Exercise goal. Restate each line of the listing exactly, without carrying over any pictures.

Material provided.
(begin)

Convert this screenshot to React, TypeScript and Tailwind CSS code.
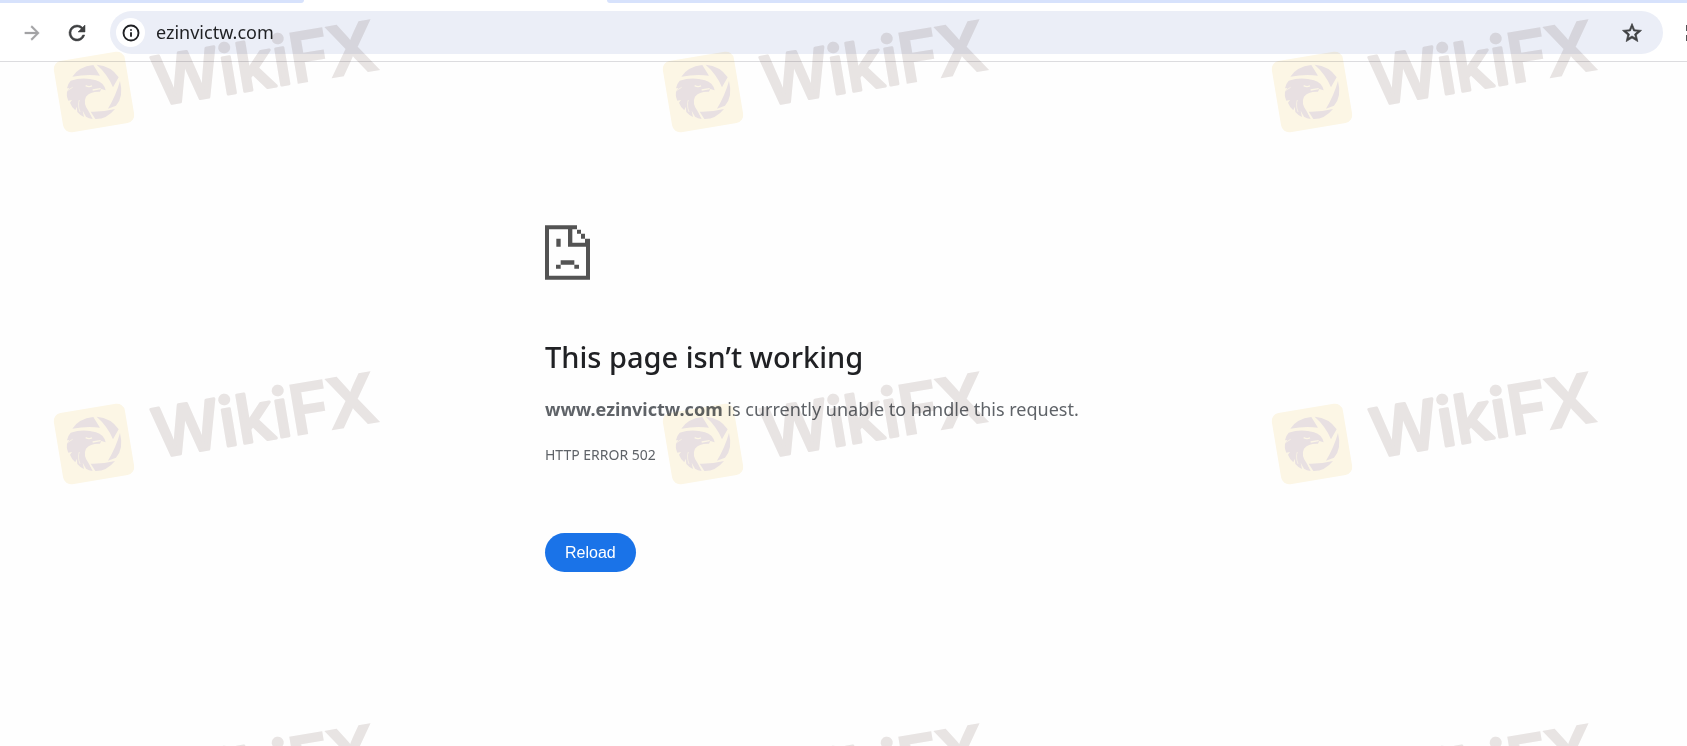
import { Info } from 'lucide-react';

function TabStrip() {
  return (
    <div className="flex h-[3px] bg-white">
      <div className="w-[18%] rounded-br-[20px] bg-[#d7e2fc]" />
      <div className="w-[18%]" />
      <div className="flex-1 rounded-bl-[20px] bg-[#d7e2fc]" />
    </div>
  );
}

function ToolbarIcon({ d, strokeWidth }: { d: string; strokeWidth: number }) {
  return (
    <svg viewBox="0 0 24 24" className="size-6" fill="currentColor" stroke="currentColor" strokeWidth={strokeWidth} aria-hidden="true">
      <path d={d} />
    </svg>
  );
}

function Toolbar() {
  return (
    <header className="flex items-center overflow-hidden border-b border-[#dcdcdf] bg-white pt-2 pb-[7px]">
      <button type="button" aria-label="Forward" className="ml-5 text-[#a3a3a5]">
        <ToolbarIcon strokeWidth={0.3} d="M12 4.6l-1.3 1.3 5.1 5.2H4.8v1.8h11l-5.1 5.2 1.3 1.3 7.4-7.4z" />
      </button>
      <button type="button" aria-label="Reload this page" className="ml-[21px] text-[#3f4042]">
        <ToolbarIcon
          strokeWidth={0.5}
          d="M17.65 6.35A7.96 7.96 0 0 0 12 4a8 8 0 1 0 7.73 10h-2.08A6 6 0 1 1 12 6c1.66 0 3.14.69 4.22 1.78L13 11h7V4z"
        />
      </button>
      <div className="ml-[21px] flex h-[43px] flex-1 items-center rounded-full bg-[#ebeef7] px-[6px]">
        <button type="button" aria-label="View site information" className="flex size-[29px] items-center justify-center rounded-full bg-white text-[#1f2023]">
          <Info size={18} strokeWidth={2.5} />
        </button>
        <input
          type="text"
          aria-label="Address"
          defaultValue="ezinvictw.com"
          className="ml-[11px] min-w-0 flex-1 bg-transparent text-[18px] text-[#1f2023] outline-none"
        />
        <button type="button" aria-label="Bookmark this page" className="mr-[13px] text-[#3f4042]">
          <ToolbarIcon
            strokeWidth={0.7}
            d="M21.5 9.4l-6.9-.6L12 2.5 9.4 8.8l-6.9.6 5.2 4.5-1.5 6.7L12 17l5.8 3.6-1.5-6.7zM12 15l-3.6 2.2 1-4.1-3.2-2.8 4.2-.4L12 6l1.6 3.9 4.2.4-3.2 2.8 1 4.1z"
          />
        </button>
      </div>
      <div className="ml-[23px] w-px">
        <div className="h-[6px] bg-[#55565a]" />
        <div className="mt-1 h-[6px] bg-[#55565a]" />
      </div>
    </header>
  );
}

function SadPageIcon() {
  return (
    <svg viewBox="0 0 135 163" className="h-[55px] w-[45px]" fill="#535353" aria-hidden="true">
      <path d="M0 0H96V13H108V25H120V40H135V163H0ZM12 12V151H123V64H69V12ZM82 12V52H120V40H108V25H96V12Z" fillRule="evenodd" />
      <path d="M34 40H47V64H34ZM47 105H88V118H102V130H88V118H47V130H33V118H47Z" />
    </svg>
  );
}

function ErrorPage() {
  return (
    <main className="mx-auto w-full max-w-[597px] pt-[163px]">
      <SadPageIcon />
      <h1 className="mt-[57px] text-[29px] leading-10 font-medium text-[#202124]">This page isn’t working</h1>
      <p className="mt-[18px] text-[18px] leading-7 text-[#5f6368]">
        <strong className="font-bold">www.ezinvictw.com</strong> is currently unable to handle this request.
      </p>
      <p className="mt-5 text-[14px] leading-6 text-[#5f6368]">HTTP ERROR 502</p>
      <button
        type="button"
        className="mt-[66px] h-[39px] rounded-full bg-[#1a73e8] px-5 font-['Liberation_Sans',sans-serif] text-[16px] text-white"
      >
        Reload
      </button>
    </main>
  );
}

// Eagle head inside a ring of aperture blades
function EagleMark() {
  return (
    <g transform="translate(40 8) scale(0.3333)">
      <g fill="#e9e1e3">
        <path d="M97 206Q116 176 160 171L180 203Q140 198 97 206Z" />
        <path d="M170 170Q214 174 236 208L219 238Q204 200 170 170Z" />
        <path d="M240 219Q252 266 228 293L204 302Q228 262 240 219Z" />
        <path d="M225 303Q200 334 166 333L152 311Q190 312 225 303Z" />
        <path d="M92 218Q130 205 168 217Q192 224 197 247L184 243L180 251Q150 250 138 266Q128 286 146 310L158 333Q146 332 138 326L128 308L132 327Q120 322 112 312L110 296L106 307Q94 296 90 284L96 276L85 278Q78 262 82 248L88 240L81 241Q84 226 92 218Z" />
      </g>
      <g fill="none" stroke="#fdf7e6" strokeWidth="4">
        <path d="M137 233Q146 238 156 234M158 246L182 242" />
        <path d="M82 248L98 238M120 312Q112 290 118 276" strokeWidth="2" />
      </g>
    </g>
  );
}

function WatermarkTile() {
  return (
    <svg viewBox="0 0 609 352" className="h-[352px] w-[609px] overflow-visible">
      <rect x="58" y="56" width="72" height="72" rx="8" fill="#fdf7e6" transform="rotate(-9.5 94 92)" />
      <EagleMark />
      <text
        x="154"
        y="116"
        fontSize="67"
        fill="#e9e5e4"
        stroke="#e9e5e4"
        className="font-['Inter',sans-serif] font-medium"
        transform="rotate(-9.5 94 92)"
      >
        <tspan strokeWidth="3" strokeLinejoin="round">Wiki</tspan>
        <tspan strokeWidth="3">FX</tspan>
      </text>
    </svg>
  );
}

function Watermark() {
  return (
    <div
      aria-hidden="true"
      className="pointer-events-none absolute inset-0 grid auto-rows-[352px] grid-cols-[repeat(3,609px)] overflow-hidden mix-blend-multiply select-none"
    >
      {Array.from({ length: 9 }, (_, i) => (
        <WatermarkTile key={i} />
      ))}
    </div>
  );
}

export default function App() {
  return (
    <div className="relative min-h-screen overflow-hidden bg-[#fefefe] font-['Noto_Sans',sans-serif]">
      <TabStrip />
      <Toolbar />
      <ErrorPage />
      <Watermark />
    </div>
  );
}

(end)

Output below.
Convert this screenshot to React, TypeScript and Tailwind CSS code.
import { Info } from 'lucide-react';

function TabStrip() {
  return (
    <div className="flex h-[3px] bg-white">
      <div className="w-[18%] rounded-br-[20px] bg-[#d7e2fc]" />
      <div className="w-[18%]" />
      <div className="flex-1 rounded-bl-[20px] bg-[#d7e2fc]" />
    </div>
  );
}

function ToolbarIcon({ d, strokeWidth }: { d: string; strokeWidth: number }) {
  return (
    <svg viewBox="0 0 24 24" className="size-6" fill="currentColor" stroke="currentColor" strokeWidth={strokeWidth} aria-hidden="true">
      <path d={d} />
    </svg>
  );
}

function Toolbar() {
  return (
    <header className="flex items-center overflow-hidden border-b border-[#dcdcdf] bg-white pt-2 pb-[7px]">
      <button type="button" aria-label="Forward" className="ml-5 text-[#a3a3a5]">
        <ToolbarIcon strokeWidth={0.3} d="M12 4.6l-1.3 1.3 5.1 5.2H4.8v1.8h11l-5.1 5.2 1.3 1.3 7.4-7.4z" />
      </button>
      <button type="button" aria-label="Reload this page" className="ml-[21px] text-[#3f4042]">
        <ToolbarIcon
          strokeWidth={0.5}
          d="M17.65 6.35A7.96 7.96 0 0 0 12 4a8 8 0 1 0 7.73 10h-2.08A6 6 0 1 1 12 6c1.66 0 3.14.69 4.22 1.78L13 11h7V4z"
        />
      </button>
      <div className="ml-[21px] flex h-[43px] flex-1 items-center rounded-full bg-[#ebeef7] px-[6px]">
        <button type="button" aria-label="View site information" className="flex size-[29px] items-center justify-center rounded-full bg-white text-[#1f2023]">
          <Info size={18} strokeWidth={2.5} />
        </button>
        <input
          type="text"
          aria-label="Address"
          defaultValue="ezinvictw.com"
          className="ml-[11px] min-w-0 flex-1 bg-transparent text-[18px] text-[#1f2023] outline-none"
        />
        <button type="button" aria-label="Bookmark this page" className="mr-[13px] text-[#3f4042]">
          <ToolbarIcon
            strokeWidth={0.7}
            d="M21.5 9.4l-6.9-.6L12 2.5 9.4 8.8l-6.9.6 5.2 4.5-1.5 6.7L12 17l5.8 3.6-1.5-6.7zM12 15l-3.6 2.2 1-4.1-3.2-2.8 4.2-.4L12 6l1.6 3.9 4.2.4-3.2 2.8 1 4.1z"
          />
        </button>
      </div>
      <div className="ml-[23px] w-px">
        <div className="h-[6px] bg-[#55565a]" />
        <div className="mt-1 h-[6px] bg-[#55565a]" />
      </div>
    </header>
  );
}

function SadPageIcon() {
  return (
    <svg viewBox="0 0 135 163" className="h-[55px] w-[45px]" fill="#535353" aria-hidden="true">
      <path d="M0 0H96V13H108V25H120V40H135V163H0ZM12 12V151H123V64H69V12ZM82 12V52H120V40H108V25H96V12Z" fillRule="evenodd" />
      <path d="M34 40H47V64H34ZM47 105H88V118H102V130H88V118H47V130H33V118H47Z" />
    </svg>
  );
}

function ErrorPage() {
  return (
    <main className="mx-auto w-full max-w-[597px] pt-[163px]">
      <SadPageIcon />
      <h1 className="mt-[57px] text-[29px] leading-10 font-medium text-[#202124]">This page isn’t working</h1>
      <p className="mt-[18px] text-[18px] leading-7 text-[#5f6368]">
        <strong className="font-bold">www.ezinvictw.com</strong> is currently unable to handle this request.
      </p>
      <p className="mt-5 text-[14px] leading-6 text-[#5f6368]">HTTP ERROR 502</p>
      <button
        type="button"
        className="mt-[66px] h-[39px] rounded-full bg-[#1a73e8] px-5 font-['Liberation_Sans',sans-serif] text-[16px] text-white"
      >
        Reload
      </button>
    </main>
  );
}

// Eagle head inside a ring of aperture blades
function EagleMark() {
  return (
    <g transform="translate(40 8) scale(0.3333)">
      <g fill="#e9e1e3">
        <path d="M97 206Q116 176 160 171L180 203Q140 198 97 206Z" />
        <path d="M170 170Q214 174 236 208L219 238Q204 200 170 170Z" />
        <path d="M240 219Q252 266 228 293L204 302Q228 262 240 219Z" />
        <path d="M225 303Q200 334 166 333L152 311Q190 312 225 303Z" />
        <path d="M92 218Q130 205 168 217Q192 224 197 247L184 243L180 251Q150 250 138 266Q128 286 146 310L158 333Q146 332 138 326L128 308L132 327Q120 322 112 312L110 296L106 307Q94 296 90 284L96 276L85 278Q78 262 82 248L88 240L81 241Q84 226 92 218Z" />
      </g>
      <g fill="none" stroke="#fdf7e6" strokeWidth="4">
        <path d="M137 233Q146 238 156 234M158 246L182 242" />
        <path d="M82 248L98 238M120 312Q112 290 118 276" strokeWidth="2" />
      </g>
    </g>
  );
}

function WatermarkTile() {
  return (
    <svg viewBox="0 0 609 352" className="h-[352px] w-[609px] overflow-visible">
      <rect x="58" y="56" width="72" height="72" rx="8" fill="#fdf7e6" transform="rotate(-9.5 94 92)" />
      <EagleMark />
      <text
        x="154"
        y="116"
        fontSize="67"
        fill="#e9e5e4"
        stroke="#e9e5e4"
        className="font-['Inter',sans-serif] font-medium"
        transform="rotate(-9.5 94 92)"
      >
        <tspan strokeWidth="3" strokeLinejoin="round">Wiki</tspan>
        <tspan strokeWidth="3">FX</tspan>
      </text>
    </svg>
  );
}

function Watermark() {
  return (
    <div
      aria-hidden="true"
      className="pointer-events-none absolute inset-0 grid auto-rows-[352px] grid-cols-[repeat(3,609px)] overflow-hidden mix-blend-multiply select-none"
    >
      {Array.from({ length: 9 }, (_, i) => (
        <WatermarkTile key={i} />
      ))}
    </div>
  );
}

export default function App() {
  return (
    <div className="relative min-h-screen overflow-hidden bg-[#fefefe] font-['Noto_Sans',sans-serif]">
      <TabStrip />
      <Toolbar />
      <ErrorPage />
      <Watermark />
    </div>
  );
}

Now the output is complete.